La baisse en température serait beaucoup plus sévère sur les masses continentales que sur les océans et il y aurait des différences régionales importantes. Par exemple, dans le cas d’une guerre à armes de 50 kt, la baisse de température dans la plupart de l’Amérique du Nord et de l’Eurasie serait d’environ 10ºC, soit deux fois la moyenne globale.
Parallèlement, ce refroidissement global entrainerait des baisses des précipitations importantes puisque des températures plus froides ne permettraient pas à l’eau de s’évaporer des océans et de revenir sous forme de pluie ou de neige. Le déclin global en précipitations serait de 20% dans une guerre avec des armes de 15 kt, et dépasserait 30% avec des armes de 100 kt.
L’étude n’examine pas en détail les effets sur les récoltes individuelles mais examine l’impact sur la productivité primaire nette (PPN), c’est-à-dire la quantité totale d’énergie solaire convertie en croissance des plantes par photosynthèse. La PPN océanique diminuerait de 10% après une guerre réalisées avec des armes de 15 kt et e d20% avec des armes de 100 kt. La PPN continentale diminuerait de 15 à 30% en moyenne, avec un déclin de 50% dans certaines régions d’Amérique du Nord et de l’Eurasie. Il en résulterait une grave perturbation des écosystèmes et une diminution désastreuse de la production alimentaire. L’impact sur les sur les approvisionnements alimentaires serait beaucoup plus sévère que prévu par les études précédentes, qui montraient déjà que deux milliards de personnes seraient menacées par une famine nucléaire mondiale
Les études originales d’une guerre nucléaire limitée et et d’une famine nucléaire ont largement été passées sous silence par les Etats disposant d’armes nucléaires. Des Etatsqui continuent de fonder leur politique de sécurité nationale sur l’hypothèse qu’ils peuvent maintenir indéfiniment leurs arsenaux nucléaires et que rien ne tournera jamais mal. Le monde ne peut plus se permettre d’ignorer cette nouvelle étude.

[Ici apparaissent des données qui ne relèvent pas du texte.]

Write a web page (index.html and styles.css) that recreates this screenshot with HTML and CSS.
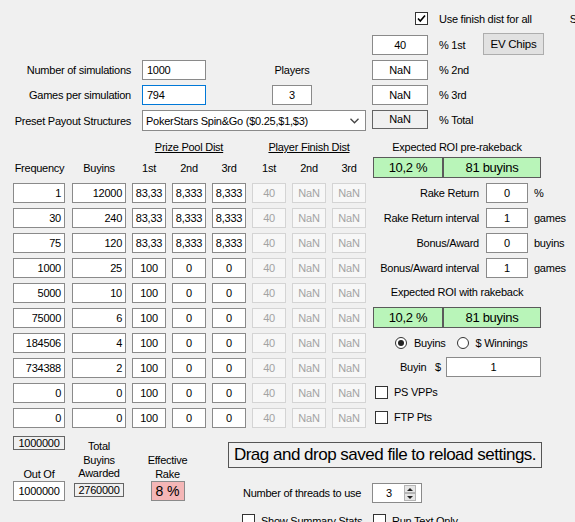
FILE: index.html
```html
<!DOCTYPE html>
<html>
<head>
<meta charset="utf-8">
<title>Simulator</title>
<link rel="stylesheet" href="styles.css">
</head>
<body>
<div class="form">
  <div class="main">
    <div class="left">
      <div class="setting">
        <div class="srow"><span class="slabel">Number of simulations</span><div class="tb sim">1000</div><div class="plabel">Players</div></div>
        <div class="srow"><span class="slabel">Games per simulation</span><div class="tb sim focus">794</div><div class="tb players">3</div></div>
        <div class="srow last"><span class="slabel">Preset Payout Structures</span><div class="combo"><span>PokerStars Spin&amp;Go ($0.25,$1,$3)</span><svg width="9" height="6" viewBox="0 0 9 6"><path d="M0.5 0.8 L4.5 4.8 L8.5 0.8" fill="none" stroke="#444" stroke-width="1.3"/></svg></div></div>
      </div>
      <div class="tgrid head1"><span class="prize">Prize Pool Dist</span><span class="player">Player Finish Dist</span></div>
      <div class="tgrid head2"><span>Frequency</span><span>Buyins</span><span>1st</span><span>2nd</span><span>3rd</span><span>1st</span><span>2nd</span><span>3rd</span></div>
      <div class="tgrid rows">
        <div class="tb r fq">1</div><div class="tb r">12000</div><div class="tb c">83,33</div><div class="tb c">8,333</div><div class="tb c">8,333</div><div class="tb c dis">40</div><div class="tb c dis">NaN</div><div class="tb c dis">NaN</div>
        <div class="tb r fq">30</div><div class="tb r">240</div><div class="tb c">83,33</div><div class="tb c">8,333</div><div class="tb c">8,333</div><div class="tb c dis">40</div><div class="tb c dis">NaN</div><div class="tb c dis">NaN</div>
        <div class="tb r fq">75</div><div class="tb r">120</div><div class="tb c">83,33</div><div class="tb c">8,333</div><div class="tb c">8,333</div><div class="tb c dis">40</div><div class="tb c dis">NaN</div><div class="tb c dis">NaN</div>
        <div class="tb r fq">1000</div><div class="tb r">25</div><div class="tb c">100</div><div class="tb c">0</div><div class="tb c">0</div><div class="tb c dis">40</div><div class="tb c dis">NaN</div><div class="tb c dis">NaN</div>
        <div class="tb r fq">5000</div><div class="tb r">10</div><div class="tb c">100</div><div class="tb c">0</div><div class="tb c">0</div><div class="tb c dis">40</div><div class="tb c dis">NaN</div><div class="tb c dis">NaN</div>
        <div class="tb r fq">75000</div><div class="tb r">6</div><div class="tb c">100</div><div class="tb c">0</div><div class="tb c">0</div><div class="tb c dis">40</div><div class="tb c dis">NaN</div><div class="tb c dis">NaN</div>
        <div class="tb r fq">184506</div><div class="tb r">4</div><div class="tb c">100</div><div class="tb c">0</div><div class="tb c">0</div><div class="tb c dis">40</div><div class="tb c dis">NaN</div><div class="tb c dis">NaN</div>
        <div class="tb r fq">734388</div><div class="tb r">2</div><div class="tb c">100</div><div class="tb c">0</div><div class="tb c">0</div><div class="tb c dis">40</div><div class="tb c dis">NaN</div><div class="tb c dis">NaN</div>
        <div class="tb r fq">0</div><div class="tb r">0</div><div class="tb c">100</div><div class="tb c">0</div><div class="tb c">0</div><div class="tb c dis">40</div><div class="tb c dis">NaN</div><div class="tb c dis">NaN</div>
        <div class="tb r fq">0</div><div class="tb r">0</div><div class="tb c">100</div><div class="tb c">0</div><div class="tb c">0</div><div class="tb c dis">40</div><div class="tb c dis">NaN</div><div class="tb c dis">NaN</div>
      </div>
    </div>
    <div class="right">
      <div class="chkrow">
        <div class="chk"><svg width="11" height="11" viewBox="0 0 11 11"><path d="M2 5.5 L4.3 8 L9 2.5" fill="none" stroke="#000" stroke-width="1.6"/></svg></div>
        <span class="chklabel">Use finish dist for all</span>
        <span class="cut">S</span>
      </div>
      <div class="prow first"><div class="tb c pct">40</div><span class="plab">% 1st</span><div class="btn">EV Chips</div></div>
      <div class="prow"><div class="tb c pct">NaN</div><span class="plab">% 2nd</span></div>
      <div class="prow"><div class="tb c pct">NaN</div><span class="plab">% 3rd</span></div>
      <div class="prow"><div class="lbox c pct tot">NaN</div><span class="plab">% Total</span></div>
      <div class="roilabel">Expected ROI pre-rakeback</div>
      <div class="green"><div class="g1">10,2 %</div><div class="g2">81 buyins</div></div>
      <div class="rrow"><span class="rlab">Rake Return</span><div class="tb c rin">0</div><span class="unit">%</span></div>
      <div class="rrow"><span class="rlab">Rake Return interval</span><div class="tb c rin">1</div><span class="unit">games</span></div>
      <div class="rrow"><span class="rlab">Bonus/Award</span><div class="tb c rin">0</div><span class="unit">buyins</span></div>
      <div class="rrow"><span class="rlab">Bonus/Award interval</span><div class="tb c rin">1</div><span class="unit">games</span></div>
      <div class="roilabel second">Expected ROI with rakeback</div>
      <div class="green second"><div class="g1">10,2 %</div><div class="g2">81 buyins</div></div>
      <div class="radrow">
        <div class="radio on"><div class="dot"></div></div><span class="radlab">Buyins</span>
        <div class="radio r2"></div><span class="radlab">$ Winnings</span>
      </div>
      <div class="buyrow"><span class="blab">Buyin</span><span class="dlr">$</span><div class="tb c bin">1</div></div>
      <div class="crow first"><div class="chk"></div><span class="clab">PS VPPs</span></div>
      <div class="crow"><div class="chk"></div><span class="clab">FTP Pts</span></div>
    </div>
  </div>
  <div class="bottom">
    <div class="bl">
      <div class="col1">
        <div class="lbox c sumbox">1000000</div>
        <div class="outof">Out Of</div>
        <div class="tb c outin">1000000</div>
      </div>
      <div class="col2">
        <div class="stack">Total<br>Buyins<br>Awarded</div>
        <div class="lbox c totbox">2760000</div>
      </div>
      <div class="col3">
        <div class="stack">Effective<br>Rake</div>
        <div class="pink">8 %</div>
      </div>
    </div>
    <div class="br">
      <div class="drag">Drag and drop saved file to reload settings.</div>
      <div class="thrrow">
        <span class="thrlab">Number of threads to use</span>
        <div class="spin"><span class="spinval">3</span>
          <div class="spinbtns">
            <div class="sb"><svg width="6" height="3" viewBox="0 0 6 3"><path d="M0 3 L3 0 L6 3 Z" fill="#222"/></svg></div>
            <div class="sb"><svg width="6" height="3" viewBox="0 0 6 3"><path d="M0 0 L3 3 L6 0 Z" fill="#222"/></svg></div>
          </div>
        </div>
      </div>
      <div class="lastrow">
        <div class="lgrp"><div class="chk"></div><span class="clab">Show Summary Stats</span></div>
        <div class="lgrp"><div class="chk"></div><span class="clab">Run Text Only</span></div>
      </div>
    </div>
  </div>
</div>
</body>
</html>
```

FILE: styles.css
```css
* { box-sizing: border-box; }
html, body { margin: 0; padding: 0; }
body {
  background: #f0f0f0;
  font-family: "Liberation Sans", Arial, sans-serif;
  font-size: 11px;
  letter-spacing: -0.25px;
  color: #000;
  width: 575px;
  height: 522px;
  overflow: hidden;
}
.form { width: 575px; height: 522px; }
.main { display: flex; height: 433px; }
.left { width: 370px; flex: none; }
.right { width: 205px; flex: none; }

.tb {
  height: 20px;
  border: 1px solid #8a8a8a;
  background: #fff;
  line-height: 18px;
  padding: 0 3px;
  white-space: nowrap;
  overflow: hidden;
}
.tb.r { text-align: right; padding-right: 3px; }
.c { text-align: center; }
.tb.c { padding: 0; }
.tb.dis { background: #f7f7f7; border-color: #d4d4d4; color: #a3a3a3; }
.lbox {
  border: 1px solid #646464;
  background: #f0f0f0;
  white-space: nowrap;
}

/* settings */
.setting { padding-top: 60px; }
.srow { display: flex; align-items: center; height: 20px; margin-bottom: 5px; }
.srow.last { height: 21px; margin-bottom: 0; }
.slabel { width: 131px; text-align: right; white-space: nowrap; flex: none; }
.sim { margin-left: 11px; width: 64px; padding-left: 4px; }
.focus { border-color: #0078d7; }
.plabel { margin-left: 66px; width: 40px; text-align: center; white-space: nowrap; }
.players { margin-left: 66px; width: 40px; text-align: center; padding: 0; }
.combo {
  margin-left: 11px;
  width: 224px;
  height: 21px;
  border: 1px solid #8a8a8a;
  background: #fff;
  display: flex;
  align-items: center;
  padding-left: 3px;
  white-space: nowrap;
}
.combo svg { margin-left: auto; margin-right: 6px; }

/* table */
.tgrid {
  display: grid;
  grid-template-columns: 53px 54px repeat(6, 34px);
  column-gap: 6px;
  margin-left: 13px;
}
.head1 { margin-top: 9px; height: 14px; line-height: 14px; }
.head1 span { text-align: center; text-decoration: underline; white-space: nowrap; }
.head1 .prize { grid-column: 3 / 6; }
.head1 .player { grid-column: 6 / 9; }
.head2 { margin-top: 7px; height: 14px; line-height: 14px; text-align: center; }
.head2 span { white-space: nowrap; }
.rows { margin-top: 8px; row-gap: 5px; grid-auto-rows: 20px; }
.rows .fq { width: 52px; }

/* right column */
.chkrow { display: flex; align-items: center; margin-top: 12px; height: 13px; }
.chk {
  width: 13px;
  height: 13px;
  border: 1px solid #333;
  background: #fff;
  flex: none;
  display: flex;
  align-items: center;
  justify-content: center;
}
.chkrow .chk { margin-left: 45px; }
.chklabel { margin-left: 11px; white-space: nowrap; }
.cut { margin-left: 38px; white-space: nowrap; }

.prow { display: flex; align-items: center; height: 20px; margin-top: 5px; }
.prow.first { margin-top: 10px; }
.pct { margin-left: 2px; width: 56px; flex: none; }
.tot { height: 19px; line-height: 17px; align-self: flex-start; }
.plab { margin-left: 11px; width: 44px; white-space: nowrap; flex: none; }
.btn {
  width: 61px;
  height: 22px;
  align-self: flex-start;
  margin-top: -2px;
  background: #e1e1e1;
  border: 1px solid #adadad;
  text-align: center;
  line-height: 20px;
  font-size: 11.5px;
  flex: none;
}

.roilabel {
  margin-top: 10px;
  margin-left: 3px;
  width: 168px;
  height: 14px;
  line-height: 14px;
  text-align: center;
  white-space: nowrap;
}
.roilabel.second { margin-top: 7px; }
.green { display: flex; margin-top: 3px; margin-left: 3px; height: 21px; }
.green.second { margin-top: 8px; }
.green div {
  background: #b9f5b9;
  border: 1px solid #5a5a5a;
  text-align: center;
  line-height: 19px;
  font-size: 13px;
  letter-spacing: -0.3px;
}
.g1 { width: 70px; }
.g2 { width: 98px; }

.rrow { display: flex; align-items: center; height: 20px; margin-top: 5px; }
.rlab { width: 109px; text-align: right; white-space: nowrap; flex: none; }
.rin { margin-left: 7px; width: 42px; flex: none; }
.unit { margin-left: 6px; white-space: nowrap; }

.radrow { display: flex; align-items: center; height: 14px; margin-top: 8px; }
.radio {
  width: 12px;
  height: 12px;
  border: 1px solid #333;
  border-radius: 50%;
  background: #fff;
  flex: none;
  margin-left: 25px;
  display: flex;
  align-items: center;
  justify-content: center;
}
.radio.r2 { margin-left: 11px; }
.dot { width: 6px; height: 6px; border-radius: 50%; background: #222; }
.radlab { margin-left: 7px; white-space: nowrap; }

.buyrow { display: flex; align-items: center; height: 20px; margin-top: 7px; }
.blab { margin-left: 30px; width: 35px; white-space: nowrap; }
.dlr { width: 11px; }
.bin { width: 95px; }

.crow { display: flex; align-items: center; height: 14px; margin-top: 11px; }
.crow.first { margin-top: 8px; }
.crow .chk { margin-left: 5px; }
.clab { margin-left: 6px; white-space: nowrap; }

/* bottom */
.bottom { display: flex; height: 89px; }
.bl { width: 228px; display: flex; padding-left: 13px; flex: none; }
.col1 { width: 52px; display: flex; flex-direction: column; }
.sumbox { margin-top: 3px; height: 14px; line-height: 12px; width: 52px; }
.outof { margin-top: 17px; height: 14px; line-height: 14px; text-align: center; white-space: nowrap; }
.outin { width: 52px; }
.col2 { margin-left: 7px; width: 54px; padding-top: 7px; display: flex; flex-direction: column; align-items: center; }
.stack { line-height: 13.5px; text-align: center; white-space: nowrap; }
.totbox { margin-top: 2.5px; width: 50px; height: 14px; line-height: 12px; }
.col3 { margin-left: 14px; width: 55px; padding-top: 21px; display: flex; flex-direction: column; align-items: center; }
.pink {
  width: 34px;
  height: 20px;
  background: #f4b6b6;
  border: 1px solid #8a8a8a;
  text-align: center;
  line-height: 18px;
  font-size: 14px;
  letter-spacing: 0;
  white-space: nowrap;
}

.br { flex: 1; display: flex; flex-direction: column; }
.drag {
  margin-top: 9px;
  width: 314px;
  height: 26px;
  border: 1px solid #555;
  text-align: center;
  line-height: 24px;
  font-size: 17px;
  letter-spacing: -0.5px;
  white-space: nowrap;
}
.thrrow { display: flex; align-items: center; height: 20px; margin-top: 15px; }
.thrlab { padding-left: 15px; width: 144px; white-space: nowrap; flex: none; }
.spin {
  width: 50px;
  height: 20px;
  border: 1px solid #8a8a8a;
  background: #fff;
  display: flex;
  align-items: center;
}
.spinval { padding-left: 13px; }
.spinbtns { margin-left: auto; margin-right: 5px; width: 12px; height: 16px; display: flex; flex-direction: column; }
.sb {
  flex: 1;
  background: #e6e6e6;
  border: 1px solid #b5b5b5;
  display: flex;
  align-items: center;
  justify-content: center;
}
.lastrow { display: flex; align-items: center; height: 13px; margin-top: 11px; }
.lgrp { display: flex; align-items: center; width: 131px; flex: none; }
.lgrp:first-child { margin-left: 14px; }
```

De nombreux experts en sécurité à travers le monde nous avertissent de l’augmentation du risque de guerre nucléaire. Il y a déjà eu de nombreux cas où des Etats armés ont commencé à initier le processus de lancement d’armes nucléaire croyant qu’ils étaient attaqués. Dans ces cas, les guerres nucléaires n’ont pas été évitées grâce à des technologies infaillibles, ou grâce à des dirigeants avisés, ni à cause de politiques nucléaires sensées, mais simplement car, pour reprendre les mots de l’ancien Secrétaire à la Défense des États-Unis Robert McNamara, « On a été chanceux… c’est la chance qui a prévenu une guerre nucléaire ». La politique nucléaire actuelle n’est essentiellement rien d’autre qu’un espoir de chance.
Un mouvement international croissant exige des changements fondamentaux dans la politique nucléaire. Elle rejette l’idée que la « dissuasion nucléaire » est un système stable qui garantira que les armes nucléaires ne seront jamais utilisées. Et il rejette l’idée que les armes nucléaires nous rendent plus sûrs, reconnaissant qu’en fait, les armes nucléaires représentent la plus grande menace immédiate pour l’humanité.
En 2017, en partie en réponse à des recherches antérieures réalisée par ces mêmes scientifiques, 122 Etats ont voté pour l’adoption du Traité sur l’interdiction des armes nucléaires (TIAN). Ce traité des Nations Unis interdit la production, le développement, le transport, la menace d’emploi, le financement et la possession d’armes nucléaires. Le TIAN entrera en vigueur lorsque 50 Etats l’auront ratifié – au 26 septembre 2019, déjà 32 Etats ont réalisé ce processus – créant une nouvelle norme internationale contre ces armes.